Nouwen disse que durante toda sua vida duas vozes competiam dentro de si. Uma o  encorajava a alcançar sucesso e realizações, enquanto a outra o chamava a simplesmente descansar no conforto de ser o “amado” de Deus. Somente na última década da sua vida foi que realmente ouviu àquela segunda voz.
No fim, Nouwen concluiu que “o alvo de educação e formação para o ministério é continuamente reconhecer a voz do Senhor, sua face, e seu toque em cada pessoa que encontramos”. Ao ler esta descrição no seu livro Gracias!, entendi por que ele não considerou perda de tempo convidar um estranho para morar consigo por um mês, ou dedicar duas horas por dia para cuidar manualmente de Adão.

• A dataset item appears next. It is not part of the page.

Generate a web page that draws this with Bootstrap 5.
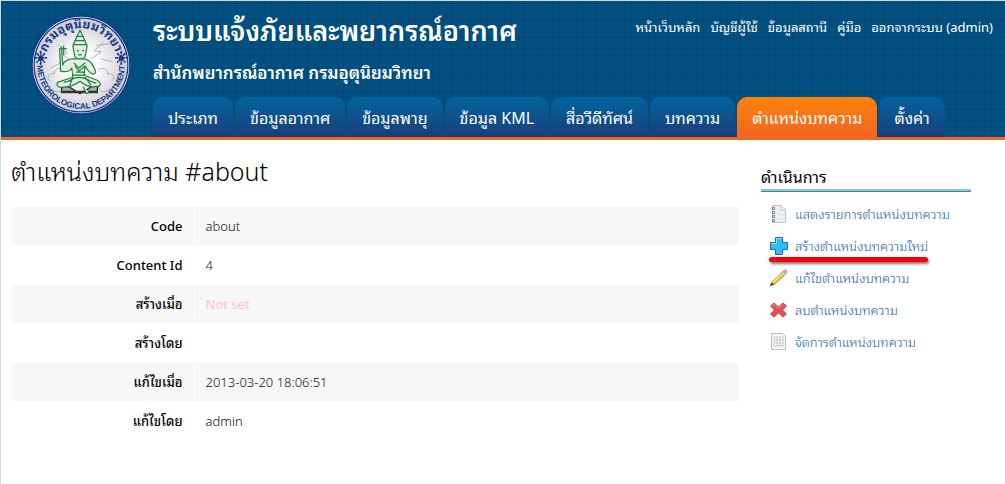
<!DOCTYPE html>
<html lang="th">
<head>
<meta charset="utf-8">
<meta name="viewport" content="width=device-width, initial-scale=1">
<title>ระบบแจ้งภัยและพยากรณ์อากาศ</title>
<link href="https://cdn.jsdelivr.net/npm/bootstrap@5.3.0/dist/css/bootstrap.min.css" rel="stylesheet">
<style>
body{font-family:"Noto Sans","Noto Sans Thai Looped",sans-serif;font-size:13px;line-height:20px;font-weight:300;color:#111;background:#fff}
a{text-decoration:none;white-space:nowrap}
.page{border-top:1px solid #c4e1ea;border-left:1px solid #c4e1ea;min-height:100vh}
.masthead{color:#fff;background-color:#015081;background-image:linear-gradient(#00000014 1px,transparent 1px),linear-gradient(90deg,#00000014 1px,transparent 1px),linear-gradient(#0000000b 1px,transparent 1px),linear-gradient(90deg,#0000000b 1px,transparent 1px);background-size:18px 18px,18px 18px,6px 6px,6px 6px;border-bottom:3px solid #f26522}
.seal{width:102px;height:102px;margin:13px 21px 0 29px}
.site-name{font-size:27px;line-height:36px;font-weight:600;margin:12px 0 0}
.site-owner{font-size:17px;line-height:24px;font-weight:600;margin:12px 0 12px}
.user-links{padding:16px 12px 0 0;gap:10px;font-weight:400}
.user-links a{color:#fff}
.tabs{gap:2px}
.tabs a{display:block;height:40px;padding:0 15px;line-height:42px;font-size:16px;font-weight:400;color:#fff;border-radius:10px 10px 0 0;background:linear-gradient(#0065a0,#1c3d78)}
.tabs a.active{background:linear-gradient(#ff8209,#f26522)}
.main-col{padding-left:10px}
.side-col{flex:0 0 244px;padding:26px 34px 0 0}
h1{font-size:25px;line-height:36px;font-weight:300;color:#000;margin:13px 0 17px}
.detail{width:calc(100% - 21px);border-collapse:separate;border-spacing:1px}
.detail th,.detail td{height:38px;padding:0 11px;vertical-align:middle}
.detail th{width:25%;text-align:right;font-weight:500;color:#000}
.detail tr:nth-child(odd)>*{background:#f7f7f7}
.unset{color:pink;font-weight:400}
h2{font-size:16px;line-height:22px;font-weight:400;color:#000;margin:0 0 6px;padding-bottom:3px;border-bottom:1px solid #2a8f9c;box-shadow:inset 0 -2px #8ec9cf}
.ops a{display:inline-flex;align-items:center;gap:6px;height:32px;color:#1262b0;position:relative}
.ops{padding-left:8px}
.ops svg{width:20px;height:20px}
.ops a.marked::after{content:"";position:absolute;left:0;right:0;bottom:0;height:5px;border-radius:3px;background:#f8000b;box-shadow:1px 2px 3px #0008}
</style>
</head>
<body>
<div class="page">
<header class="masthead d-flex align-items-start">
<svg class="seal flex-shrink-0" viewBox="0 0 100 100" role="img" aria-label="กรมอุตุนิยมวิทยา">
<defs><path id="arcTop" d="M14 50a36 36 0 0 1 72 0"/><path id="arcLow" d="M7 50a43 43 0 0 0 86 0"/><radialGradient id="glow"><stop offset=".3" stop-color="#fff"/><stop offset="1" stop-color="#cfcbd8"/></radialGradient></defs>
<circle cx="50" cy="50" r="48" fill="#fff" stroke="#163a84" stroke-width="1.4"/>
<circle cx="50" cy="50" r="46" fill="url(#glow)" stroke="#163a84" stroke-width="1.3"/>
<g fill="#173b83" font-weight="700"><text font-size="12" text-anchor="middle"><textPath href="#arcTop" startOffset="50%">กรมอุตุนิยมวิทยา</textPath></text>
<text font-size="8" font-family="Liberation Sans,sans-serif" text-anchor="middle"><textPath href="#arcLow" startOffset="50%">METEOROLOGICAL DEPARTMENT</textPath></text></g>
<g stroke="#173b83" stroke-width="1.8" stroke-linecap="round" stroke-dasharray="1.5 2"><path d="M5 43h11M10.500 37v12M7 39l7 8M14 39l-7 8M84 43h11M89.500 37v12M86 39l7 8M93 39l-7 8"/></g>
<g fill="none" stroke="#9a97a3" stroke-width=".7"><path d="M20 66c-5-4-1-9 4-7-1-6 7-8 9-3M80 66c5-4 1-9-4-7 1-6-7-8-9-3M22 74c5 5 11 1 11-3M78 74c-5 5-11 1-11-3M28 30l9 8-5 2 8 5M72 28l-9 8 7 1-10 7M65 31l13-2M70 44l11 3M20 53l10-5"/></g>
<path d="M31 67l18 11 17-10v9H31zM32 76h34" fill="#aaa" stroke="#333" stroke-width="1.4"/>
<g fill="#e2efe2" stroke="#21803c" stroke-width="1.2" stroke-linejoin="round"><path d="M49 16l7 15-2 11q-5 5-10 0l-2-11z"/><path d="M44 26h10M43 30h12M45 22h8M46 36h2m3 0h2M47 40h4"/><path d="M43 44q-9 0-11 6l-1-17-2 1 1 22q8 2 11-3l1 9-15 5q-2 4 3 5 12 0 19-6 8 7 17 5 6-1 0-6l-13-5 1-9q4 7 8 8 4-1 1-6-4-10-13-9z"/><path d="M33 31v9M30 34h6M38 66q9-7 20-1M43 48l5 5 6-5M44 51l4 5 6-5M45 57h9M42 60h12M42 62l-3 8M54 62l6 8M33 67l8-2M57 65l8 3M52 71l3 7 3-1"/></g>
</svg>
<div class="flex-grow-1">
<div class="d-flex justify-content-between">
<div><p class="site-name">ระบบแจ้งภัยและพยากรณ์อากาศ</p><p class="site-owner">สำนักพยากรณ์อากาศ กรมอุตุนิยมวิทยา</p></div>
<nav class="user-links d-flex"><a href="#">หน้าเว็บหลัก</a><a href="#">บัญชีผู้ใช้</a><a href="#">ข้อมูลสถานี</a><a href="#">คู่มือ</a><a href="#">ออกจากระบบ (admin)</a></nav>
</div>
<nav class="tabs d-flex"><a href="#">ประเภท</a><a href="#">ข้อมูลอากาศ</a><a href="#">ข้อมูลพายุ</a><a href="#">ข้อมูล KML</a><a href="#">สื่อวีดีทัศน์</a><a href="#">บทความ</a><a href="#" class="active" aria-current="page">ตำแหน่งบทความ</a><a href="#">ตั้งค่า</a></nav>
</div>
</header>
<div class="d-flex">
<main class="main-col flex-grow-1">
<h1>ตำแหน่งบทความ #about</h1>
<table class="detail">
<tr><th scope="row">Code</th><td>about</td></tr>
<tr><th scope="row">Content Id</th><td>4</td></tr>
<tr><th scope="row">สร้างเมื่อ</th><td><span class="unset">Not set</span></td></tr>
<tr><th scope="row">สร้างโดย</th><td></td></tr>
<tr><th scope="row">แก้ไขเมื่อ</th><td>2013-03-20 18:06:51</td></tr>
<tr><th scope="row">แก้ไขโดย</th><td>admin</td></tr>
</table>
</main>
<aside class="side-col">
<h2>ดำเนินการ</h2>
<ul class="ops list-unstyled d-flex flex-column align-items-start">
<li><a href="#"><svg viewBox="0 0 20 20"><path d="M3.500 1.500h9l4 4v13h-13z" fill="#eaf0f6" stroke="#bcc3ca"/><path d="M12.500 1.500v4h4" fill="#fff" stroke="#bcc3ca"/><path d="M9 7h5M9 11h6M9 15h6" stroke="#d5dde5"/><g fill="#fff" stroke="#667"><path d="M3.500 3.500h2v2h-2zM3.500 7.500h2v2h-2zM3.500 11.500h2v2h-2zM3.500 15.500h2v2h-2z" stroke-width=".8"/></g></svg>แสดงรายการตำแหน่งบทความ</a></li>
<li><a href="#" class="marked"><svg viewBox="0 0 20 20"><path d="M6.500 1.500h7v5h5v7h-5v5h-7v-5h-5v-7h5z" fill="#30bdf5" stroke="#176fae" stroke-linejoin="round"/><path d="M7.500 7.500v-5h5M2.500 7.500h5" stroke="#8be0ff" fill="none"/></svg>สร้างตำแหน่งบทความใหม่</a></li>
<li><a href="#"><svg viewBox="0 0 20 20"><path d="M1.500 17.500l2-4L13 4l3 3-10 9z" fill="#f4bd43" stroke="#b9892e" stroke-width=".8"/><path d="M4 14.500L13.500 5" stroke="#ffe79a" stroke-width="1.2"/><path d="M12 5l2-2 3 3-2 2z" fill="#d8dce2" stroke="#999" stroke-width=".6"/><path d="M13.500 3.500l1.500-1.500q3-1 3 2.500L16.500 6z" fill="#f2a3a8" stroke="#c37a80" stroke-width=".6"/><path d="M1 18l1.500-3.500 2.500 2z" fill="#333"/></svg>แก้ไขตำแหน่งบทความ</a></li>
<li><a href="#"><svg viewBox="0 0 20 20"><path d="M5 3l4.500 4L14 3l3.500 3L13.500 10l4 4L14 17l-4.500-4L5 17l-3.500-3L5.500 10l-4-4z" fill="#dc5353" stroke="#c74848" stroke-linejoin="round"/><path d="M3 6l2-1.500 4.500 4L14 4.500" fill="none" stroke="#ee8c8c"/></svg>ลบตำแหน่งบทความ</a></li>
<li><a href="#"><svg viewBox="0 0 20 20"><path d="M2.500 1.500h11l3 3v13h-14z" fill="#f7f7f7" stroke="#bbb"/><path d="M5 5h9v9H5zM5 8h9M5 11h9M8 5v9M11 5v9" fill="#fff" stroke="#c6c6c6"/></svg>จัดการตำแหน่งบทความ</a></li>
</ul>
</aside>
</div>
</div>
<script src="https://cdn.jsdelivr.net/npm/bootstrap@5.3.0/dist/js/bootstrap.bundle.min.js"></script>
</body>
</html>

Vou sentir falta de Henri Nouwen. Para alguns, seu legado consiste nos seus numerosos livros, para outros era seu papel como ponte entre católicos e protestantes, e para outros sua carreira distinta como professor nas universidades famosas do Ivy League (como Harvard, Princeton e Yale). Para mim, porém, uma única imagem capta melhor a sua pessoa: a do sacerdote enérgico, cabelos desarrumados, usando suas mãos inquietas para criar e modelar uma homília como se estivesse tirando do nada, celebrando uma eucaristia eloqüente para o aniversário de um homem infantil, incapaz de reagir, e tão deficiente que a maioria dos pais o teria abortado, se tivesse chance. Um símbolo melhor da Encarnação, seria difícil imaginar."

Philip Yancey - Revista Impacto, 29 de Novembro de 2011.